Rbeginner: R and RStudio – a first tour

TMA4268 Statistical Learning V2018. Module 1: INTRODUCTION TO STATISTICAL LEARNING

Mette Langaas and Martina Hall, Department of Mathematical Sciences, NTNU

week 2, 2018 (Version 07.01.2018)


R is a free software environment for statistical computing and graphics. It runs on a wide variety of UNIX platforms, Windows and MacOS. R can be downloaded from http://www.r-project.org/.

We recommend that you run R using the RStudio IDE (integrated development environment). RStudio can be downloaded from http://rstudio.org/.
Notice: you need to download both R and RStudio.

If you need help on installing R and RStudio on you laptop computer, contact orakel@ntnu.no. If you want to work at Nullrommet or Banachrommet at Matteland, R and RStudio is already installed for you.

Part A: Using RStudio - what are the different windows?

Start RStudio. Then you (probably) have the following four windows.

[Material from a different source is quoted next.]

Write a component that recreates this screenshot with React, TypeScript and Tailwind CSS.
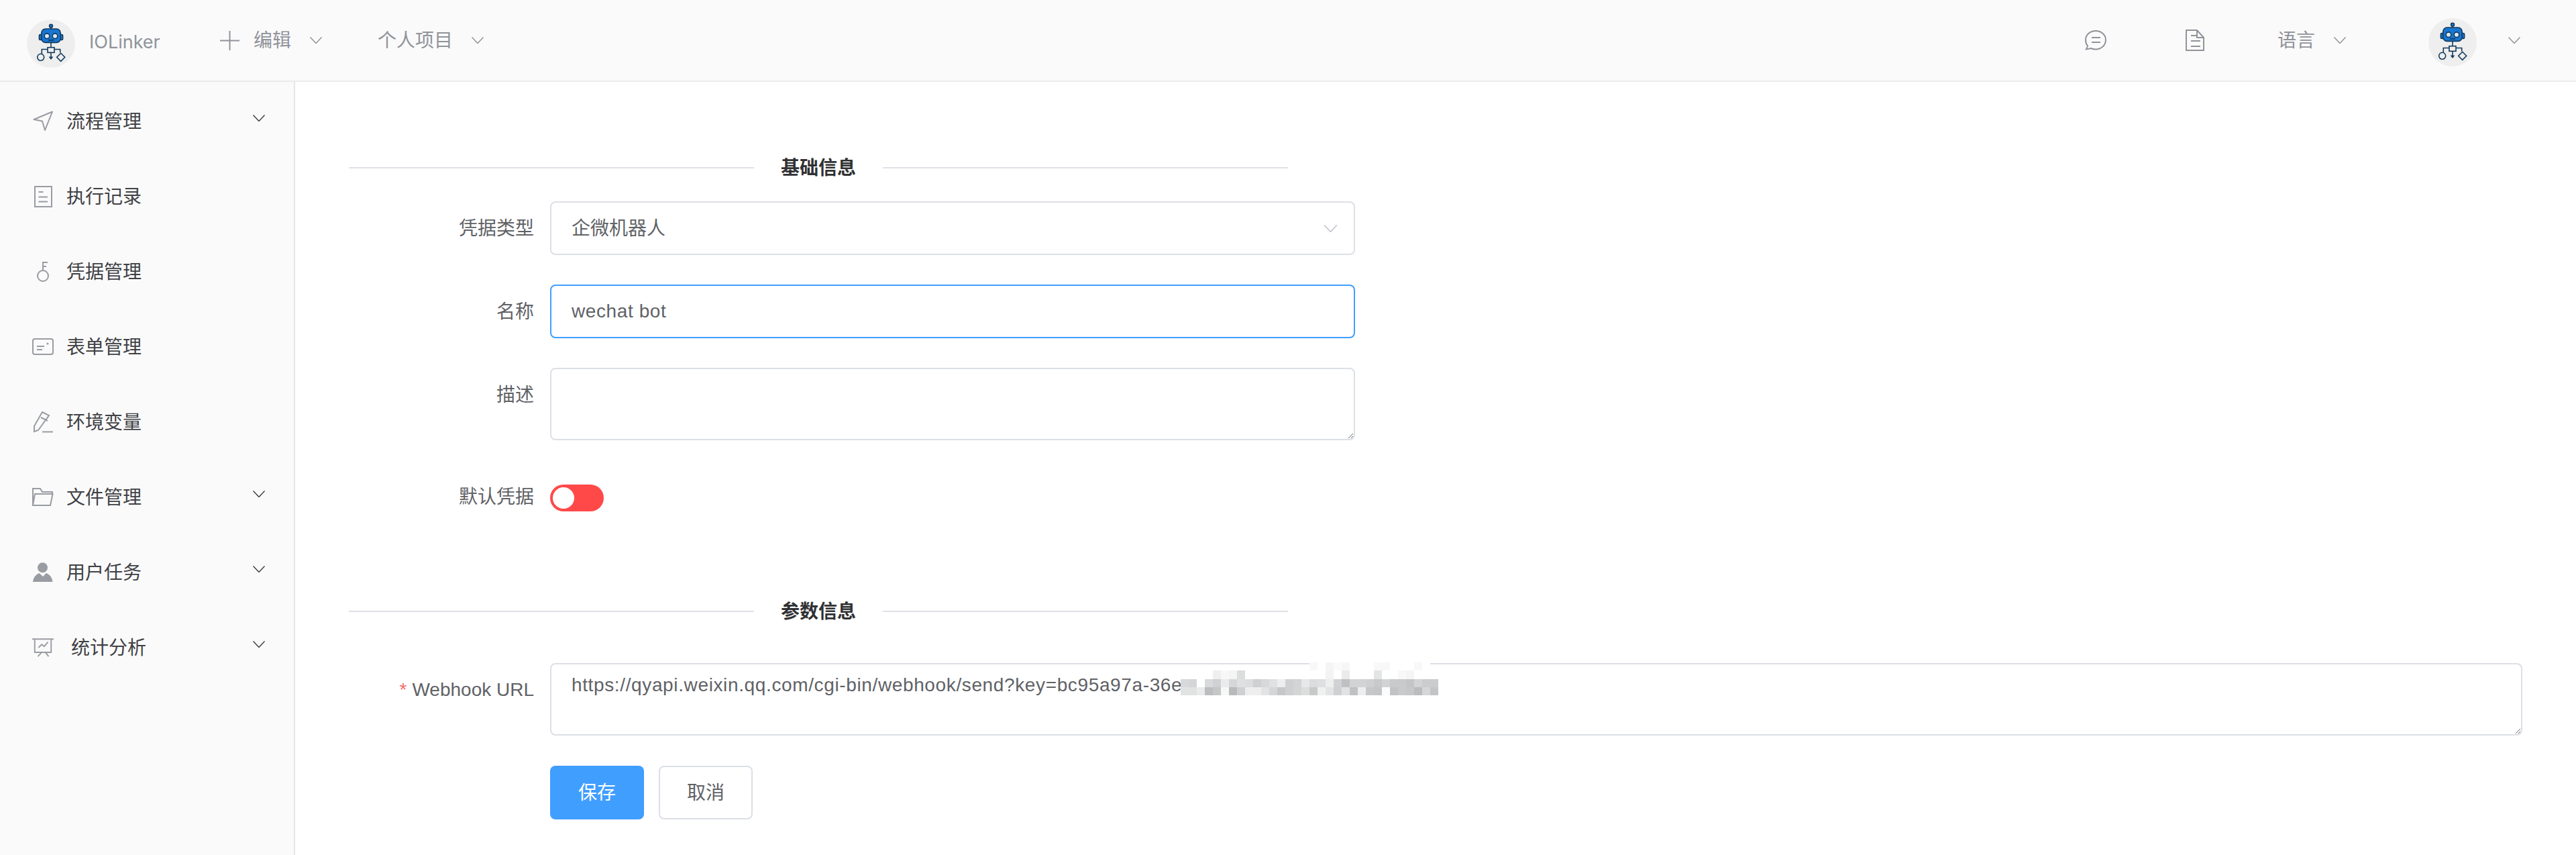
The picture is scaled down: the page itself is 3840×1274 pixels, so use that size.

  • Source (aka script window) - upper left window: where you write your code and keep track of your work.
  • Console - lower left window: where the R commands are executed (so here is where you R installation lives). Sometimes also referred to as command window.
  • Environment/History/Connections/Presentation - upper right window: the objects that you have in your workspace, and the commands you have executed, and more.
  • Files/Plots/Packages/Help/Viewer- lower right: overview of your files, the plots you produce, the packages you have installed and loaded, and more.

Source window: (Make the source window active.) To start writing a script press File- New File- R Script. To open an existing file, press File- Open File- and select the file you want to open. The file will open in the source window. To save this file, press File- Save as- and go to the working directory there you want to put your TMA4268 R files and save the file as “name”.R (example: myRintro.R). Files with R code usually have extension .R.

Console window: (Make the console window active.) To see your working directory, you can write getwd(), and you will get your location as output. You can also set your working directory to a certain folder of choise by writing setwd("location") (Example: setwd("M:/Documents/TMA4268/")). Now you are certain that all your files will be put in this folder.

Quitting: It is always important to be able to quit a program: when you are finished you may choose RStudio-Quit Rstudio (top menu outside of the windows). Alternatively, you may write q()in the console window to quit R (the parenthesis is because q is a function that can have arguments to be given within the parentheses and you call the function without any arguments). You will be asked if you want to save your script and workspave. If you want to reuse your script later (and of cause you want to do that - we aim at reproduciable research), you should save it! If you answer yes to “Save workspace image” all the objects you have created are found in a .RData file (more about objects soon). This could be useful if you don’t want to run all the commands in the script again, because if you start R in the same working directory all the objects you have created will be automatically availble to you. More on objects next.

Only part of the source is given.